(Dataset excerpt)
## start
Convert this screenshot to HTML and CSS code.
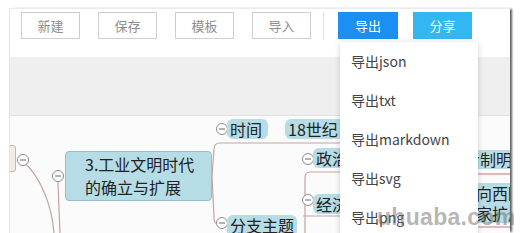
FILE: index.html
```html
<!DOCTYPE html>
<html lang="zh-CN">
<head>
<meta charset="utf-8">
<title>脑图编辑</title>
<link rel="stylesheet" href="styles.css">
</head>
<body>
<div class="app">
  <div class="toolbar">
    <button class="btn">新建</button>
    <button class="btn">保存</button>
    <button class="btn">模板</button>
    <button class="btn">导入</button>
    <span class="sep"></span>
    <div class="dropdown">
      <button class="btn btn-primary">导出</button>
      <ul class="menu">
        <li>导出json</li>
        <li>导出txt</li>
        <li>导出markdown</li>
        <li>导出svg</li>
        <li>导出png</li>
      </ul>
    </div>
    <button class="btn btn-share">分享</button>
  </div>
  <div class="band"></div>
  <div class="canvas">
    <svg class="links" width="500" height="117" viewBox="0 0 500 117">
      <g fill="none" stroke="#c6a3a3" stroke-width="1.2">
        <path d="M16 48 C 30 62, 42 88, 44 118"/>
        <path d="M48 66 L 50 118"/>
        <path d="M202 60 L 204 33 Q 204 27 210 27 L 340 27"/>
        <path d="M202 60 L 204 101 Q 204 107 206 107"/>
        <path d="M340 56 L 300 56 Q 295 56 295 62 L 295 118"/>
        <path d="M293 100 L 340 100"/>
      </g>
      <g stroke="#d48a8a" stroke-width="1.2">
        <path d="M468 58 L 500 58"/>
        <path d="M468 111 L 500 111"/>
      </g>
      <g fill="#fff" stroke="#8c8c8c" stroke-width="1">
        <circle cx="13" cy="44" r="5.5"/>
        <circle cx="48" cy="60" r="5.5"/>
        <circle cx="212" cy="13" r="5.5"/>
        <circle cx="212" cy="107" r="5.5"/>
        <circle cx="298" cy="43" r="5.5"/>
        <circle cx="298" cy="84" r="5.5"/>
      </g>
      <g stroke="#666" stroke-width="1">
        <path d="M10 44 H16 M45 60 H51 M209 13 H215 M209 107 H215 M295 43 H301 M295 84 H301"/>
      </g>
    </svg>
    <div class="node node-root"></div>
    <div class="node node-main">3.工业文明时代<br>的确立与扩展</div>
    <div class="node node-time">时间</div>
    <div class="node node-century">18世纪</div>
    <div class="node node-pol">政治</div>
    <div class="node node-eco">经济</div>
    <div class="node node-branch">分支主题</div>
    <div class="node node-r1">专制明主</div>
    <div class="node node-r2">向西欧<br>家扩展</div>
  </div>
</div>
<div class="watermark">uhuaba.com</div>
</body>
</html>
```
FILE: styles.css
```css
* { box-sizing: border-box; }
html, body { margin: 0; padding: 0; }
body {
  background: #fff;
  width: 521px;
  height: 233px;
  overflow: hidden;
  font-family: "Noto Sans CJK SC", "Noto Sans", sans-serif;
  position: relative;
}
.app {
  margin: 8px 0 0 9px;
  width: 501px;
  height: 225px;
  border-top: 1px solid #ececec;
  border-left: 1px solid #e4e4e4;
  box-shadow: 3px 0 2px -1px rgba(40, 40, 40, 0.75);
  display: flex;
  flex-direction: column;
  overflow: visible;
}
.toolbar {
  height: 48px;
  flex: none;
  background: #fff;
  display: flex;
  align-items: flex-start;
  padding: 3px 0 0 11px;
  gap: 18px;
  position: relative;
  z-index: 5;
}
.btn {
  width: 59px;
  height: 27px;
  border: 1px solid #cfcfcf;
  background: #fff;
  color: #8e8e8e;
  font-family: "Noto Sans CJK SC", sans-serif;
  font-size: 13px;
  padding: 0;
  line-height: 25px;
  border-radius: 0;
}
.sep {
  width: 1px;
  height: 28px;
  background: #e6e6e6;
  margin-left: -6px;
  margin-right: -4px;
}
.dropdown { position: relative; }
.btn-primary {
  width: 60px;
  background: #1b8ff3;
  border-color: #1b8ff3;
  color: #fff;
}
.btn-share {
  margin-left: -3px;
  background: #32b7f3;
  border-color: #32b7f3;
  color: #fff;
}
.menu {
  position: absolute;
  left: 2px;
  top: 30px;
  width: 138px;
  height: 200px;
  margin: 0;
  padding: 0;
  list-style: none;
  background: #fff;
  box-shadow: 0 1px 6px rgba(0, 0, 0, 0.18);
}
.menu li {
  height: 39px;
  line-height: 39px;
  padding-left: 11px;
  font-size: 14px;
  color: #444;
}
.band {
  height: 59px;
  flex: none;
  background: #efefef;
  border-bottom: 1px solid #e0e0e0;
}
.canvas {
  flex: 1;
  position: relative;
  background: #fbfbfb;
  overflow: hidden;
}
.links { position: absolute; left: 0; top: 0; }
.node {
  position: absolute;
  background: #b6dce5;
  color: #222;
  font-size: 16px;
  line-height: 20px;
  border-radius: 6px;
  white-space: nowrap;
  overflow: hidden;
}
.node-root {
  left: -6px; top: 29px; width: 12px; height: 27px;
  background: #f3eaea;
  border: 1px solid #cfb0b0;
  border-radius: 3px;
}
.node-main {
  left: 55px; top: 35px; width: 147px; height: 50px;
  border: 1px solid #95bfcb;
  border-radius: 4px;
  padding: 1px 0 0 19px;
  line-height: 23px;
}
.node-time { left: 217px; top: 3px; width: 41px; height: 20px; padding-left: 3px; }
.node-century { left: 275px; top: 3px; width: 80px; height: 20px; padding-left: 3px; }
.node-pol { left: 303px; top: 32px; width: 50px; height: 20px; padding-left: 3px; }
.node-eco { left: 303px; top: 78px; width: 50px; height: 20px; padding-left: 3px; }
.node-branch { left: 217px; top: 99px; width: 70px; height: 22px; padding-left: 3px; }
.node-r1 { left: 440px; top: 34px; width: 66px; height: 19px; padding-left: 14px; border-radius: 0; line-height: 19px; }
.node-r2 { left: 440px; top: 67px; width: 66px; height: 40px; padding-left: 26px; border-radius: 0; }
.watermark {
  position: absolute;
  left: 377px;
  top: 204px;
  font-family: "Liberation Sans", Arial, sans-serif;
  font-weight: bold;
  font-size: 23px;
  letter-spacing: 0.3px;
  color: rgba(110, 110, 110, 0.5);
  z-index: 10;
  pointer-events: none;
}
```
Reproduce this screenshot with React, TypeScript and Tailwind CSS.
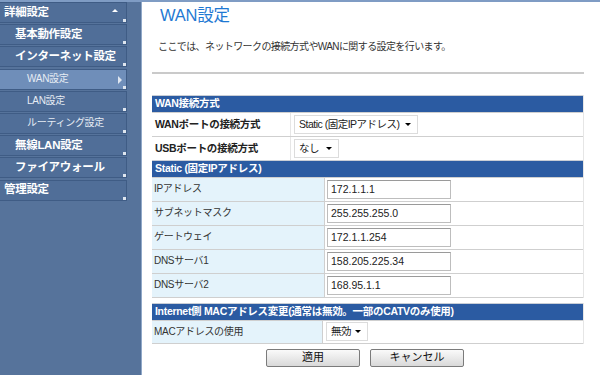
const jp = { fontFamily: '"Liberation Sans", "Noto Sans CJK JP", sans-serif' };

function NavItem({
  label,
  indent,
  bold = true,
  active = false,
  caret,
}: {
  label: string;
  indent: string;
  bold?: boolean;
  active?: boolean;
  caret?: "up" | "right";
}) {
  return (
    <div
      className={`relative h-[21px] w-[127px] mb-[1.2px] flex items-center border border-[#3f5c85] border-l-0 ${
        active ? "bg-[#6f8eb9]" : "bg-[#506e98]"
      } ${indent}`}
    >
      <span
        className={`${bold ? "font-bold text-[11.5px] text-white" : "text-[10px] text-[#e6ecf4]"} leading-none tracking-[-0.3px] whitespace-nowrap`}
      >
        {label}
      </span>
      {caret === "up" && (
        <span className="absolute right-[8px] top-[6px] w-0 h-0 border-x-[3px] border-x-transparent border-b-[3px] border-b-white" />
      )}
      {caret === "right" && (
        <span className="absolute right-[4px] top-[6px] w-0 h-0 border-y-[4px] border-y-transparent border-l-[4px] border-l-[#dfe6f0]" />
      )}
      <span className="absolute right-0 bottom-0 w-[3px] h-[3px] bg-[#dfe6ef]" />
    </div>
  );
}

function Header({ text }: { text: string }) {
  return (
    <div className="h-[17px] border-t border-[#c9ced6] bg-[#2b5ba2] flex items-center px-[3px]">
      <span className="text-white font-bold text-[10.5px] leading-none tracking-[-0.3px] whitespace-nowrap">{text}</span>
    </div>
  );
}

function Select({ text, w }: { text: string; w: string }) {
  return (
    <div
      className={`h-[19px] ${w} border border-[#dcdcdc] bg-white flex items-center justify-between gap-[4px] pl-[4px] pr-[6px]`}
    >
      <span className="text-[10.5px] text-[#222] leading-none tracking-[-0.5px] whitespace-nowrap">{text}</span>
      <span className="shrink-0 w-0 h-0 border-x-[3px] border-x-transparent border-t-[3px] border-t-black" />
    </div>
  );
}

function SelRow({ label, children }: { label: string; children: React.ReactNode }) {
  return (
    <div className="h-[24px] border-t border-[#cfcfcf] flex">
      <div className="w-[139px] flex items-center pl-[3px] border-r border-[#e6e6e6]">
        <span className="font-bold text-[10.5px] text-[#222] leading-none tracking-[-0.3px] whitespace-nowrap">{label}</span>
      </div>
      <div className="flex-1 flex items-center pl-[3px]">{children}</div>
    </div>
  );
}

function InputRow({ label, value }: { label: string; value: string }) {
  return (
    <div className="h-[24px] border-t border-[#cfcfcf] flex">
      <div className="w-[173px] bg-[#e4f3fb] flex items-center pl-[2px] border-r border-[#cfcfcf]">
        <span className="text-[10px] text-[#333] leading-none tracking-[-0.3px]">{label}</span>
      </div>
      <div className="flex-1 flex items-center pl-[2px]">
        <div className="w-[124px] h-[19px] border border-[#bdbdbd] border-t-[#9a9a9a] flex items-center pl-[3px]">
          <span className="text-[10.5px] text-[#222] leading-none">{value}</span>
        </div>
      </div>
    </div>
  );
}

function Btn({ text }: { text: string }) {
  return (
    <div className="w-[94px] h-[18px] rounded-[2px] border border-[#7b7b7b] bg-gradient-to-b from-[#fafafa] to-[#d9d9d9] flex items-center justify-center">
      <span className="text-[11px] text-[#111] leading-none">{text}</span>
    </div>
  );
}

export default function App() {
  return (
    <div className="w-[600px] h-[375px] overflow-hidden flex border-t-[2px] border-[#7f9cc4] bg-white" style={jp}>
      <aside className="w-[142px] shrink-0 bg-[#56739b] border-r border-[#90a8c8]">
        <NavItem label="詳細設定" indent="pl-[4px]" caret="up" />
        <NavItem label="基本動作設定" indent="pl-[15px]" />
        <NavItem label="インターネット設定" indent="pl-[15px]" />
        <NavItem label="WAN設定" indent="pl-[27px]" bold={false} active caret="right" />
        <NavItem label="LAN設定" indent="pl-[27px]" bold={false} />
        <NavItem label="ルーティング設定" indent="pl-[27px]" bold={false} />
        <NavItem label="無線LAN設定" indent="pl-[15px]" />
        <NavItem label="ファイアウォール" indent="pl-[15px]" />
        <NavItem label="管理設定" indent="pl-[4px]" />
      </aside>

      <main className="flex-1 pl-[10px] pr-[16px]">
        <h1 className="text-[16.5px] text-[#1f79d3] leading-none mt-[5px] ml-[8px] tracking-[-0.2px]">WAN設定</h1>
        <p className="text-[10px] text-[#333] leading-none mt-[18px] ml-[6px] tracking-[-0.6px]">
          ここでは、ネットワークの接続方式やWANに関する設定を行います。
        </p>
        <div className="h-[2px] bg-[#cacaca] mt-[20px]" />

        <div className="mt-[21px] border-r border-[#e6e6e6]">
          <Header text="WAN接続方式" />
          <SelRow label="WANポートの接続方式">
            <Select text="Static (固定IPアドレス)" w="w-[124px]" />
          </SelRow>
          <SelRow label="USBポートの接続方式">
            <Select text="なし" w="w-[45px]" />
          </SelRow>
          <Header text="Static (固定IPアドレス)" />
          <InputRow label="IPアドレス" value="172.1.1.1" />
          <InputRow label="サブネットマスク" value="255.255.255.0" />
          <InputRow label="ゲートウェイ" value="172.1.1.254" />
          <InputRow label="DNSサーバ1" value="158.205.225.34" />
          <InputRow label="DNSサーバ2" value="168.95.1.1" />
          <div className="border-t border-[#cfcfcf]" />
        </div>

        <div className="mt-[5px] border-r border-[#e6e6e6]">
          <Header text="Internet側 MACアドレス変更(通常は無効。一部のCATVのみ使用)" />
          <div className="h-[24px] border-t border-[#cfcfcf] border-b flex">
            <div className="w-[171px] bg-[#e4f3fb] flex items-center pl-[2px] border-r border-[#cfcfcf]">
              <span className="text-[10px] text-[#333] leading-none tracking-[-0.3px]">MACアドレスの使用</span>
            </div>
            <div className="flex-1 flex items-center pl-[3px]">
              <Select text="無効" w="w-[42px]" />
            </div>
          </div>
        </div>

        <div className="flex gap-[10px] ml-[114px] mt-[5px]">
          <Btn text="適用" />
          <Btn text="キャンセル" />
        </div>
      </main>
    </div>
  );
}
## end
• GIVEN EXERCISE: Choose all lines containing the string "screenshot" and copy them out.

• SOLUTION TO THE EXERCISE:
Convert this screenshot to HTML and CSS code.
Reproduce this screenshot with React, TypeScript and Tailwind CSS.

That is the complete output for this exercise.